We have a wide range of facilities for measurements and recordings: articulography, electrophysiology, EEG, eye-tracking, professional audio and video recording, motion capture and virtual reality. The Lab also offers support and consultancy on statistics, machine learning-related research on language data, and keystroke logging for the study of the writing process.
As a node in the Swedish national infrastructure Swe-Clarin, the Humanities Lab provides speech and language technological support to a wide range of projects and contributes to the development of resources for Swedish language technology. For instance, the Swe-Clarin consortium has formed a thematic working group to develop a resource for benchmarking Swedish Named-Entity Recognition and Classification (NERC) systems. The NERC group links Swe-Clarin nodes at Lund, Gothenburg and Linköping. The aim is to develop a tool for finding and replacing Swedish names in written materials in order to anonymise or pseudonymise them. All the resources developed in this working group will be made available from The Language Bank of Sweden.
The Lab also provides tools and expertise related to language archiving, corpus and (meta)data management, with a continued emphasis on multimodal corpora, many of which contain Swedish resources, but also other (often endangered) languages, multilingual or learner corpora. A primary service is The Lund University Humanities Lab corpus server, containing a varied set of multimodal language corpora with standardised metadata and linked layers of annotations and other resources.
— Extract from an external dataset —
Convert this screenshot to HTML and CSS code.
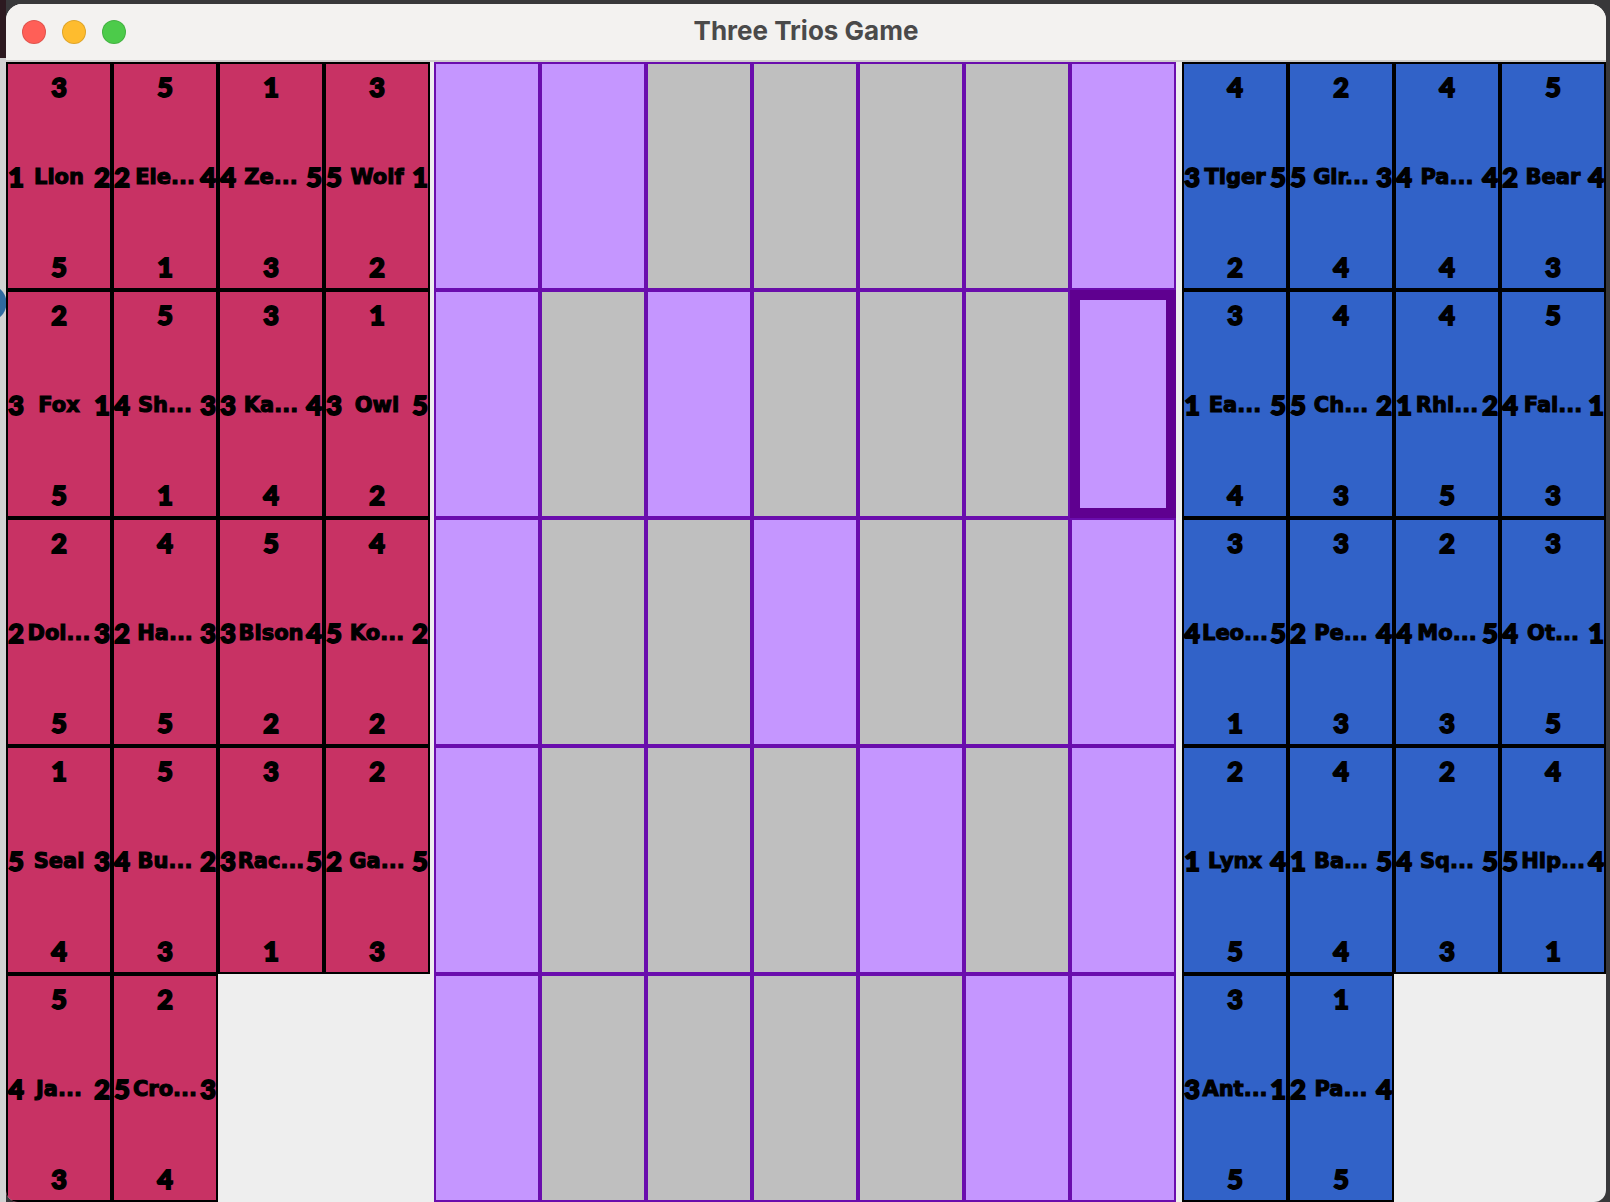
FILE: index.html
```html
<!DOCTYPE html>
<html lang="en">
<head>
    <meta charset="UTF-8">
    <title>Three Trios Game</title>
    <link rel="stylesheet" href="styles.css">
</head>
<body>
    <div class="window">
        <div class="titlebar">
            <div class="lights">
                <span class="light red"></span>
                <span class="light yellow"></span>
                <span class="light green"></span>
            </div>
            <div class="title">Three Trios Game</div>
        </div>
        <div class="game">
            <div class="hand">
                <div class="card red-card"><b class="n">3</b><b class="w">1</b><b class="name">Lion</b><b class="e">2</b><b class="s">5</b></div>
                <div class="card red-card"><b class="n">5</b><b class="w">2</b><b class="name">Ele...</b><b class="e">4</b><b class="s">1</b></div>
                <div class="card red-card"><b class="n">1</b><b class="w">4</b><b class="name">Ze...</b><b class="e">5</b><b class="s">3</b></div>
                <div class="card red-card"><b class="n">3</b><b class="w">5</b><b class="name">Wolf</b><b class="e">1</b><b class="s">2</b></div>
                <div class="card red-card"><b class="n">2</b><b class="w">3</b><b class="name">Fox</b><b class="e">1</b><b class="s">5</b></div>
                <div class="card red-card"><b class="n">5</b><b class="w">4</b><b class="name">Sh...</b><b class="e">3</b><b class="s">1</b></div>
                <div class="card red-card"><b class="n">3</b><b class="w">3</b><b class="name">Ka...</b><b class="e">4</b><b class="s">4</b></div>
                <div class="card red-card"><b class="n">1</b><b class="w">3</b><b class="name">Owl</b><b class="e">5</b><b class="s">2</b></div>
                <div class="card red-card"><b class="n">2</b><b class="w">2</b><b class="name">Dol...</b><b class="e">3</b><b class="s">5</b></div>
                <div class="card red-card"><b class="n">4</b><b class="w">2</b><b class="name">Ha...</b><b class="e">3</b><b class="s">5</b></div>
                <div class="card red-card"><b class="n">5</b><b class="w">3</b><b class="name">Bison</b><b class="e">4</b><b class="s">2</b></div>
                <div class="card red-card"><b class="n">4</b><b class="w">5</b><b class="name">Ko...</b><b class="e">2</b><b class="s">2</b></div>
                <div class="card red-card"><b class="n">1</b><b class="w">5</b><b class="name">Seal</b><b class="e">3</b><b class="s">4</b></div>
                <div class="card red-card"><b class="n">5</b><b class="w">4</b><b class="name">Bu...</b><b class="e">2</b><b class="s">3</b></div>
                <div class="card red-card"><b class="n">3</b><b class="w">3</b><b class="name">Rac...</b><b class="e">5</b><b class="s">1</b></div>
                <div class="card red-card"><b class="n">2</b><b class="w">2</b><b class="name">Ga...</b><b class="e">5</b><b class="s">3</b></div>
                <div class="card red-card"><b class="n">5</b><b class="w">4</b><b class="name">Ja...</b><b class="e">2</b><b class="s">3</b></div>
                <div class="card red-card"><b class="n">2</b><b class="w">5</b><b class="name">Cro...</b><b class="e">3</b><b class="s">4</b></div>
            </div>
            <div class="board">
                <div class="cell hole"></div><div class="cell hole"></div><div class="cell"></div><div class="cell"></div><div class="cell"></div><div class="cell"></div><div class="cell hole"></div>
                <div class="cell hole"></div><div class="cell"></div><div class="cell hole"></div><div class="cell"></div><div class="cell"></div><div class="cell"></div><div class="cell hole selected"></div>
                <div class="cell hole"></div><div class="cell"></div><div class="cell"></div><div class="cell hole"></div><div class="cell"></div><div class="cell"></div><div class="cell hole"></div>
                <div class="cell hole"></div><div class="cell"></div><div class="cell"></div><div class="cell"></div><div class="cell hole"></div><div class="cell"></div><div class="cell hole"></div>
                <div class="cell hole"></div><div class="cell"></div><div class="cell"></div><div class="cell"></div><div class="cell"></div><div class="cell hole"></div><div class="cell hole"></div>
            </div>
            <div class="hand">
                <div class="card blue-card"><b class="n">4</b><b class="w">3</b><b class="name">Tiger</b><b class="e">5</b><b class="s">2</b></div>
                <div class="card blue-card"><b class="n">2</b><b class="w">5</b><b class="name">Gir...</b><b class="e">3</b><b class="s">4</b></div>
                <div class="card blue-card"><b class="n">4</b><b class="w">4</b><b class="name">Pa...</b><b class="e">4</b><b class="s">4</b></div>
                <div class="card blue-card"><b class="n">5</b><b class="w">2</b><b class="name">Bear</b><b class="e">4</b><b class="s">3</b></div>
                <div class="card blue-card"><b class="n">3</b><b class="w">1</b><b class="name">Ea...</b><b class="e">5</b><b class="s">4</b></div>
                <div class="card blue-card"><b class="n">4</b><b class="w">5</b><b class="name">Ch...</b><b class="e">2</b><b class="s">3</b></div>
                <div class="card blue-card"><b class="n">4</b><b class="w">1</b><b class="name">Rhi...</b><b class="e">2</b><b class="s">5</b></div>
                <div class="card blue-card"><b class="n">5</b><b class="w">4</b><b class="name">Fal...</b><b class="e">1</b><b class="s">3</b></div>
                <div class="card blue-card"><b class="n">3</b><b class="w">4</b><b class="name">Leo...</b><b class="e">5</b><b class="s">1</b></div>
                <div class="card blue-card"><b class="n">3</b><b class="w">2</b><b class="name">Pe...</b><b class="e">4</b><b class="s">3</b></div>
                <div class="card blue-card"><b class="n">2</b><b class="w">4</b><b class="name">Mo...</b><b class="e">5</b><b class="s">3</b></div>
                <div class="card blue-card"><b class="n">3</b><b class="w">4</b><b class="name">Ot...</b><b class="e">1</b><b class="s">5</b></div>
                <div class="card blue-card"><b class="n">2</b><b class="w">1</b><b class="name">Lynx</b><b class="e">4</b><b class="s">5</b></div>
                <div class="card blue-card"><b class="n">4</b><b class="w">1</b><b class="name">Ba...</b><b class="e">5</b><b class="s">4</b></div>
                <div class="card blue-card"><b class="n">2</b><b class="w">4</b><b class="name">Sq...</b><b class="e">5</b><b class="s">3</b></div>
                <div class="card blue-card"><b class="n">4</b><b class="w">5</b><b class="name">Hip...</b><b class="e">4</b><b class="s">1</b></div>
                <div class="card blue-card"><b class="n">3</b><b class="w">3</b><b class="name">Ant...</b><b class="e">1</b><b class="s">5</b></div>
                <div class="card blue-card"><b class="n">1</b><b class="w">2</b><b class="name">Pa...</b><b class="e">4</b><b class="s">5</b></div>
            </div>
        </div>
    </div>
</body>
</html>
```

FILE: styles.css
```css
html, body {
    height: 100%;
}
body {
    margin: 0;
    padding: 4px 4px 0 6px;
    box-sizing: border-box;
    overflow: hidden;
    background-color: #38383a;
    background-image:
        radial-gradient(circle at -12px 303px, #2f6aa0 18px, transparent 19px),
        linear-gradient(#2c1a20 58px, #d2d2d2 58px);
    background-size: 6px 100%;
    background-repeat: no-repeat;
}
.window {
    width: 1600px;
    height: 1198px;
    border-radius: 16px 16px 12px 12px;
    overflow: hidden;
    background-color: #eeeeee;
}
.titlebar {
    height: 56px;
    border-bottom: 2px solid #cfcecd;
    background-color: #f3f2f0;
    display: flex;
    align-items: center;
    position: relative;
}
.lights {
    display: flex;
    gap: 16px;
    padding-left: 16px;
}
.light {
    width: 22px;
    height: 22px;
    border-radius: 50%;
    border: 1px solid rgba(0, 0, 0, 0.12);
}
.red {
    background-color: #ff5f57;
}
.yellow {
    background-color: #febc2e;
}
.green {
    background-color: #4ccb4a;
}
.title {
    position: absolute;
    left: 0;
    right: 0;
    top: 12px;
    text-align: center;
    font-family: Inter, "Liberation Sans", sans-serif;
    font-weight: 700;
    font-size: 26px;
    line-height: 30px;
    color: #4a4a4a;
}
.game {
    display: flex;
}
.hand {
    display: grid;
    grid-template-columns: repeat(4, 106px);
    grid-auto-rows: 228px;
    align-content: start;
}
.board {
    display: grid;
    grid-template-columns: repeat(7, 106px);
    grid-template-rows: repeat(5, 228px);
    margin: 0 6px 0 4px;
}
.cell {
    box-sizing: border-box;
    border: 2px solid #6a0dad;
    background-color: #bfbfbf;
}
.hole {
    background-color: #c596ff;
}
.selected {
    border: 10px solid #5f0090;
}
.card {
    box-sizing: border-box;
    border: 2px solid #000;
    display: grid;
    grid-template-columns: 16px minmax(0, 1fr) 16px;
    grid-template-rows: 45px 1fr 44px;
    align-items: center;
    justify-items: center;
    font-family: Lato, "Open Sans", sans-serif;
    font-weight: 900;
    font-size: 27px;
    color: #000;
    -webkit-text-stroke: 1.8px #000;
}
.card b {
    font-weight: 900;
    line-height: 1;
}
.red-card {
    background-color: #c83264;
}
.blue-card {
    background-color: #3162c8;
}
.n {
    grid-column: 1 / 4;
    grid-row: 1;
}
.s {
    grid-column: 1 / 4;
    grid-row: 3;
}
.w {
    grid-column: 1;
    grid-row: 2;
}
.e {
    grid-column: 3;
    grid-row: 2;
}
.card .name {
    grid-column: 2;
    grid-row: 2;
    font-family: "DejaVu Sans", sans-serif;
    font-weight: 700;
    font-size: 21px;
    padding-top: 1px;
    -webkit-text-stroke: 1.1px #000;
    white-space: nowrap;
}
```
The corpus server hosts two sets of corpora, the Lund Corpora, and the Repository and Workspace for Austroasiatic Intangible Heritage (RWAAI) corpora. The facility contains a wide variety of data types including audio, video, text, images, and eye-movement data. The Lund Corpora offer data from major world languages and lesser-described minority languages, including longitudinal child language studies, adult language acquisition data, dialect surveys, and corpora with linked eye-tracking data. The RWAAI corpora constitute a unique digital resource preserving multidisciplinary research collections documenting the languages and cultures of communities from the Austroasiatic language family of Mainland Southeast Asia and India. The collections span over half a century of research in fields such as linguistics, anthropology, botany, ethnomusicology, and human ecology. More than 50 predominantly endangered minority languages are currently represented in the collection. Metadata is provided format, and is harvested by CLARIN's VLO.